L'impegno politico e il monito ai parlamentari
Dopo le elezioni del 1948, nelle quali appoggiò la Democrazia Cristiana, don Primo iniziò subito ad ammonire i parlamentari, invitandoli alla coerenza e all'impegno assunti. Uno dei più celebri titoli dei suoi articoli recita: "Deputati e Senatori vi hanno fatto i poveri". L'esperienza diretta lo mise davanti alle continue delusioni di una reale inclinazione al cambiamento e si rese conto presto che era necessario creare un movimento di opinione. Ideò quindi Adesso, un quindicinale che pubblicò dal 15 gennaio del 1949. Nel suo periodico toccò tutti i temi a lui cari: rinnovamento della Chiesa, difesa dei poveri, denuncia delle ingiustizie sociali, il dialogo con i lontani, il comunismo, la promozione della pace nell'epoca della delicata guerra fredda. Il giornale fu sospeso dal Vaticano nel febbraio del 1951, insieme a altri divieti quali proibizione di predicare fuori diocesi senza il consenso dei vescovi interessati, divieto di pubblicare articoli senza preventiva revisione ecclesiastica.

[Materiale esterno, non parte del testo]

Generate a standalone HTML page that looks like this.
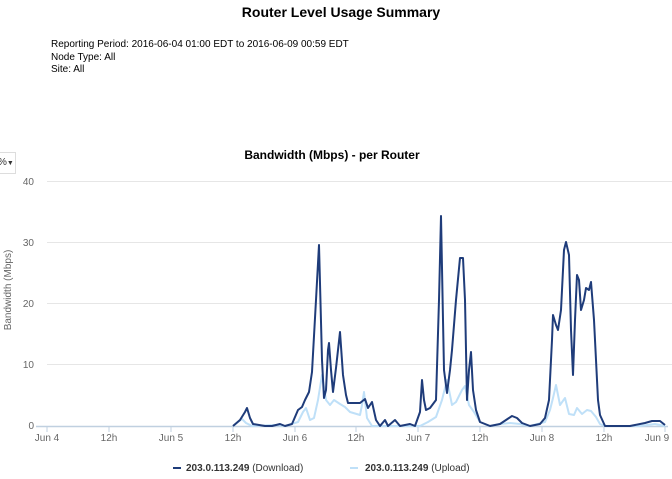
<!DOCTYPE html>
<html><head><meta charset="utf-8"><style>
body{margin:0;width:672px;height:479px;background:#fff;font-family:"Liberation Sans",sans-serif;overflow:hidden;position:relative}
.t{position:absolute;left:0;width:672px;top:4px;text-align:center;font-weight:bold;font-size:14px;color:#000;padding-left:10px;box-sizing:border-box}
.m{position:absolute;left:51px;top:39px;font-size:10px;line-height:12.5px;color:#000}
</style></head><body>
<div class="t">Router Level Usage Summary</div>
<div class="m">Reporting Period: 2016-06-04 01:00 EDT to 2016-06-09 00:59 EDT<br>Node Type: All<br>Site: All</div>
<div style="position:absolute;left:-2px;top:152px;width:17px;height:20px;border:1px solid #ddd;border-left:none;font-size:10px;line-height:20px;color:#333">%<span style="font-size:7px">▼</span></div>
<svg width="672" height="479" style="position:absolute;left:0;top:0" font-family="Liberation Sans, sans-serif">
<text x="332" y="159" text-anchor="middle" font-size="12" font-weight="bold">Bandwidth (Mbps) - per Router</text>
<g stroke="#e6e6e6" stroke-width="1">
<line x1="47" y1="181.5" x2="672" y2="181.5"/><line x1="47" y1="242.5" x2="672" y2="242.5"/><line x1="47" y1="303.5" x2="672" y2="303.5"/><line x1="47" y1="364.5" x2="672" y2="364.5"/>
</g>
<line x1="36" y1="426.5" x2="668" y2="426.5" stroke="#c0d0e0" stroke-width="1.5"/>
<g stroke="#c0d0e0"><line x1="47" y1="426" x2="47" y2="432"/><line x1="109" y1="426" x2="109" y2="432"/><line x1="171" y1="426" x2="171" y2="432"/><line x1="233" y1="426" x2="233" y2="432"/><line x1="295" y1="426" x2="295" y2="432"/><line x1="356" y1="426" x2="356" y2="432"/><line x1="418" y1="426" x2="418" y2="432"/><line x1="480" y1="426" x2="480" y2="432"/><line x1="542" y1="426" x2="542" y2="432"/><line x1="604" y1="426" x2="604" y2="432"/><line x1="665" y1="426" x2="665" y2="432"/></g>
<g font-size="10" fill="#666" text-anchor="end"><text x="34" y="185">40</text><text x="34" y="246">30</text><text x="34" y="307">20</text><text x="34" y="368">10</text><text x="34" y="429">0</text></g>
<g font-size="10" fill="#666" text-anchor="middle"><text x="47" y="441">Jun 4</text><text x="109" y="441">12h</text><text x="171" y="441">Jun 5</text><text x="233" y="441">12h</text><text x="295" y="441">Jun 6</text><text x="356" y="441">12h</text><text x="418" y="441">Jun 7</text><text x="480" y="441">12h</text><text x="542" y="441">Jun 8</text><text x="604" y="441">12h</text><text x="657" y="441">Jun 9</text></g>
<text transform="translate(11,290) rotate(-90)" font-size="10" fill="#666" text-anchor="middle">Bandwidth (Mbps)</text>
<polyline fill="none" stroke="#bfe0f8" stroke-width="2" stroke-linejoin="round" points="233,426 238,422 242,419 246,423 252,426 275,425 285,426 298,422 303,412 306,408 310,420 314,418 318,400 322,375 326,400 330,405 334,400 340,404 345,407 350,412 360,415 362,405 364,392 367,418 372,426 420,426 428,422 436,417 442,400 447,380 452,405 456,402 462,390 465,386 469,405 474,412 480,422 490,426 500,424 510,423 520,424 530,426 545,422 550,410 553,398 556,385 560,405 565,398 569,414 574,415 577,408 582,414 587,410 591,411 596,417 600,424 605,426 640,426 655,424 665,426"/>
<polyline fill="none" stroke="#1f3c7a" stroke-width="2" stroke-linejoin="round" points="233,426 240,420 245,412 247,408 250,418 253,424 265,426 272,426 280,424 285,426 292,424 298,410 302,407 305,400 309,392 312,372 316,300 319,245 322,360 324,398 326,390 328,350 329,343 331,370 333,392 336,368 340,332 343,375 346,395 348,403 360,403 365,399 368,408 372,402 376,420 380,426 385,420 388,426 395,420 400,426 410,424 415,426 420,412 422,380 424,400 426,410 430,408 436,400 439,300 441,216 443,320 444,370 447,393 450,370 452,350 456,300 460,258 463,258 465,300 467,400 469,370 471,352 473,390 476,410 480,422 490,426 500,424 506,420 512,416 517,418 522,423 530,426 540,424 545,418 549,400 552,340 553,315 556,325 558,330 561,310 564,250 566,242 569,255 571,330 573,375 575,320 577,275 579,280 581,310 584,300 586,288 589,290 591,282 594,320 596,360 598,400 600,415 605,426 630,426 645,423 652,421 660,421 665,425"/>
<line x1="173" y1="468" x2="181" y2="468" stroke="#1f3c7a" stroke-width="2"/>
<text x="186" y="471" font-size="10" font-weight="bold" fill="#333">203.0.113.249 <tspan font-weight="normal">(Download)</tspan></text>
<line x1="350" y1="468" x2="358" y2="468" stroke="#bfe0f8" stroke-width="2"/>
<text x="365" y="471" font-size="10" font-weight="bold" fill="#333">203.0.113.249 <tspan font-weight="normal">(Upload)</tspan></text>
</svg>
</body></html>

Non rinunciò comunque a rendere pubbliche le sue idee con il linguaggio diretto delle sue opere che continuò a scrivere fino agli anni Cinquanta. Solo negli ultimi anni della sua vita, dopo tante limitazioni da parte della Chiesa cattolica, visse una leggera distensione della stessa. Nel novembre del 1957 dell'arcivescovo di Milano monsignor Montini, il futuro papa Paolo VI, lo invitò a predicare alla Missione di Milano, una celebre di predicazioni e interventi pastorali, definendolo "il parroco d'Italia". Nel febbraio 1959, papa Giovanni XXIII lo ricevette in udienza in Vaticano. Don Primo Mazzolari morì il 12 aprile 1959. A giugno 2017, il vescovo di Cremona, Antonio Napolioni, ha annunciato la data di inizio del processo di beatificazione di don Mazzolari: sarà il prossimo 18 settembre, esattamente a 25 anni dalla visita di Papa Giovanni Paolo II a Cremona.